Transcribe the whole listing without a single picture.

════════════════

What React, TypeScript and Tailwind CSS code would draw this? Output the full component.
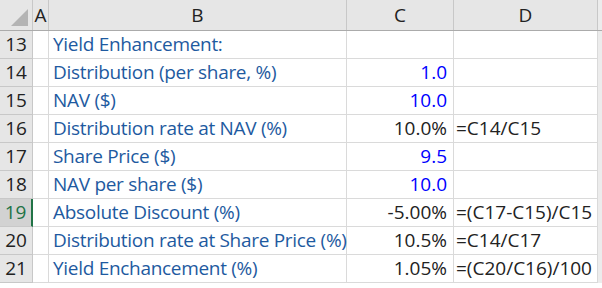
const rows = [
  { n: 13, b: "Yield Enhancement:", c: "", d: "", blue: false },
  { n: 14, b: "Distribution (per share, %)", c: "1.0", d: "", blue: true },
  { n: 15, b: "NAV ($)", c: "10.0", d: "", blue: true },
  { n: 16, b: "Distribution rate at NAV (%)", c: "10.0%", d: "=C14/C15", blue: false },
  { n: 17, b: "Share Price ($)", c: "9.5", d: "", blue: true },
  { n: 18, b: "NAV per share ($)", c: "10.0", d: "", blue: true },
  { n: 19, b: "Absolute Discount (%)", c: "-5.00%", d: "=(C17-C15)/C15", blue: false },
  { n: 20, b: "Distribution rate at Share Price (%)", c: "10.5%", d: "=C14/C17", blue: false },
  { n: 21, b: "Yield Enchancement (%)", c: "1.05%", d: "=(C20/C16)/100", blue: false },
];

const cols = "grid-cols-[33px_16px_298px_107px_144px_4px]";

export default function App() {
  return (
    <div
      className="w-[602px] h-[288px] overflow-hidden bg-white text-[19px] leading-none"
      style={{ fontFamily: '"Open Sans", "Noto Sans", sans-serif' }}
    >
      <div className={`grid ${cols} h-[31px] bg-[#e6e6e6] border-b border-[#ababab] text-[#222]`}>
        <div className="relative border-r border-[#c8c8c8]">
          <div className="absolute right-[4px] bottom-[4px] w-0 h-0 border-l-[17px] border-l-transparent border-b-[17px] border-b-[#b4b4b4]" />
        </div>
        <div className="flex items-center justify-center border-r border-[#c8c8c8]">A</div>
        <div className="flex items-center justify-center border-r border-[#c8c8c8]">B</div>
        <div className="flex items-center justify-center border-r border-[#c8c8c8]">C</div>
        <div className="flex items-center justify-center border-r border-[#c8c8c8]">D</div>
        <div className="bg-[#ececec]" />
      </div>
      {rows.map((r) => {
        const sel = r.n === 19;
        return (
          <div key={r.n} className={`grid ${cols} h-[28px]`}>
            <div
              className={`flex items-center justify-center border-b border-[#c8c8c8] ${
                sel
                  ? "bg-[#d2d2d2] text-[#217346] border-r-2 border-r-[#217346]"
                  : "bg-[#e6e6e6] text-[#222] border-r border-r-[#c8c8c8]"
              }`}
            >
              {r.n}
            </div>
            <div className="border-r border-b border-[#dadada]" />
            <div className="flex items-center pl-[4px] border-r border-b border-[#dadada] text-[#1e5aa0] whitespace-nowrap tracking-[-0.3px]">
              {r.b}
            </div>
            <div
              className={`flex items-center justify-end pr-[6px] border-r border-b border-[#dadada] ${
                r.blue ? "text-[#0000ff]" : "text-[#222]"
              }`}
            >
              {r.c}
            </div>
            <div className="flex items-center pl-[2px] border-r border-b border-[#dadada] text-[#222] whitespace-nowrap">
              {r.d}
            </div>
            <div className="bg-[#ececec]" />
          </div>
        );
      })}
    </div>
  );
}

════════════════

Solution to the problem:
What React, TypeScript and Tailwind CSS code would draw this? Output the full component.
const rows = [
  { n: 13, b: "Yield Enhancement:", c: "", d: "", blue: false },
  { n: 14, b: "Distribution (per share, %)", c: "1.0", d: "", blue: true },
  { n: 15, b: "NAV ($)", c: "10.0", d: "", blue: true },
  { n: 16, b: "Distribution rate at NAV (%)", c: "10.0%", d: "=C14/C15", blue: false },
  { n: 17, b: "Share Price ($)", c: "9.5", d: "", blue: true },
  { n: 18, b: "NAV per share ($)", c: "10.0", d: "", blue: true },
  { n: 19, b: "Absolute Discount (%)", c: "-5.00%", d: "=(C17-C15)/C15", blue: false },
  { n: 20, b: "Distribution rate at Share Price (%)", c: "10.5%", d: "=C14/C17", blue: false },
  { n: 21, b: "Yield Enchancement (%)", c: "1.05%", d: "=(C20/C16)/100", blue: false },
];

const cols = "grid-cols-[33px_16px_298px_107px_144px_4px]";

export default function App() {
  return (
    <div
      className="w-[602px] h-[288px] overflow-hidden bg-white text-[19px] leading-none"
      style={{ fontFamily: '"Open Sans", "Noto Sans", sans-serif' }}
    >
      <div className={`grid ${cols} h-[31px] bg-[#e6e6e6] border-b border-[#ababab] text-[#222]`}>
        <div className="relative border-r border-[#c8c8c8]">
          <div className="absolute right-[4px] bottom-[4px] w-0 h-0 border-l-[17px] border-l-transparent border-b-[17px] border-b-[#b4b4b4]" />
        </div>
        <div className="flex items-center justify-center border-r border-[#c8c8c8]">A</div>
        <div className="flex items-center justify-center border-r border-[#c8c8c8]">B</div>
        <div className="flex items-center justify-center border-r border-[#c8c8c8]">C</div>
        <div className="flex items-center justify-center border-r border-[#c8c8c8]">D</div>
        <div className="bg-[#ececec]" />
      </div>
      {rows.map((r) => {
        const sel = r.n === 19;
        return (
          <div key={r.n} className={`grid ${cols} h-[28px]`}>
            <div
              className={`flex items-center justify-center border-b border-[#c8c8c8] ${
                sel
                  ? "bg-[#d2d2d2] text-[#217346] border-r-2 border-r-[#217346]"
                  : "bg-[#e6e6e6] text-[#222] border-r border-r-[#c8c8c8]"
              }`}
            >
              {r.n}
            </div>
            <div className="border-r border-b border-[#dadada]" />
            <div className="flex items-center pl-[4px] border-r border-b border-[#dadada] text-[#1e5aa0] whitespace-nowrap tracking-[-0.3px]">
              {r.b}
            </div>
            <div
              className={`flex items-center justify-end pr-[6px] border-r border-b border-[#dadada] ${
                r.blue ? "text-[#0000ff]" : "text-[#222]"
              }`}
            >
              {r.c}
            </div>
            <div className="flex items-center pl-[2px] border-r border-b border-[#dadada] text-[#222] whitespace-nowrap">
              {r.d}
            </div>
            <div className="bg-[#ececec]" />
          </div>
        );
      })}
    </div>
  );
}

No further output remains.